Was ist Sache so pikant macht, lässt sich am Strategischen Kompass der EU in puncto Demokratie und Friedensfähigkeit ablesen. Im Zentrum steht eine nach dem Afghanistan-Debakel forcierte Truppe. Ähnliche Schlüsse zog die EU schon aus dem Kosovo-Krieg 1999. Der aktuelle Vorschlag der "modular force" aus dem Kompass von bis zu 5.000 Soldaten soll bis 2025 stehen. Einsatzszenarien sind derzeit noch offen. Rüstungsprojekte zur Verwendung am Land, auf See, zur Luft, im Cyber- und Weltraum laufen bereits.
Die Bedrohungsanalyse ist ein Dokument der Nachrichtendienste und folglich geheim. Aus bisherigen Beratungen der zuständigen Minister wird die Öffentlichkeit kaum schlauer. Der Kompass wurde unter deutscher EU-Präsidentschaft eingefädelt und Frankreichs Präsident Emmanuel Macron wird seine Annahme verkünden. Ein eingespieltes Tandem: Unter den weltweit größten Waffenexporteuren nehmen Frankreich und Deutschland die Plätze drei und vier ein und entwickeln aktuell gemeinsam ein Kampfflugzeugsystem und einen Kampfpanzer.
Außenpolitisch ist die EU oft uneinig. Nach dem Strategischen Kompass könnte am Ende auch eine europäisch geführte Ad-hoc-Koalition oder Kerneuropa-Truppe ins Feld geschickt werden. Entscheidungen über Militäreinsätze fallen einstimmig, aber wer nicht mitmacht, verliert im Rahmen des Einsatzes die Mitsprache. Konstruktive Enthaltungen sollen Truppen rasch und flexibel in Marsch setzen können.
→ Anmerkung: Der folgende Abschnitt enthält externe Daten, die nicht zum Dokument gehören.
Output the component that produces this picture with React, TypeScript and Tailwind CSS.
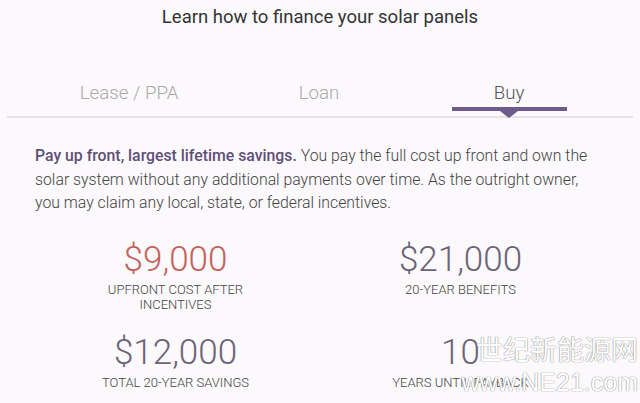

Aufgrund der Vertraulichkeit des Prozesses wird sich die Vereinbarkeit mit der Neutralität erst am Ende herausstellen.
Der EU-Außenbeauftragte Josep Borrell betont, der Strategische Kompass sei kein Zauberstab. An politischen Zauber grenzt aber, dass laut EU-Vertrag von Lissabon "Maßnahmen mit militärischen und verteidigungspolitischen Bezügen nicht zu Lasten des Unionshaushaltes" gehen dürfen und dennoch von 2021 bis 2027 Milliardenbeträge in EU-Rüstungsfonds, Militärmobilität, Weltraumprogramme, Militäreinsätze oder EU-Waffenexporte gehen. Mehr denn je soll militärisches Vorangehen der Fähigen und Willigen uneinige EU-Außenpolitik kompensieren. Die EU macht das weder ziviler noch demokratischer. Ziviles bleibt unterfinanziert, nebulös, schleppend umgesetzt. Wir müssen über den Charakter der Friedensnobelpreisträgerin EU reden.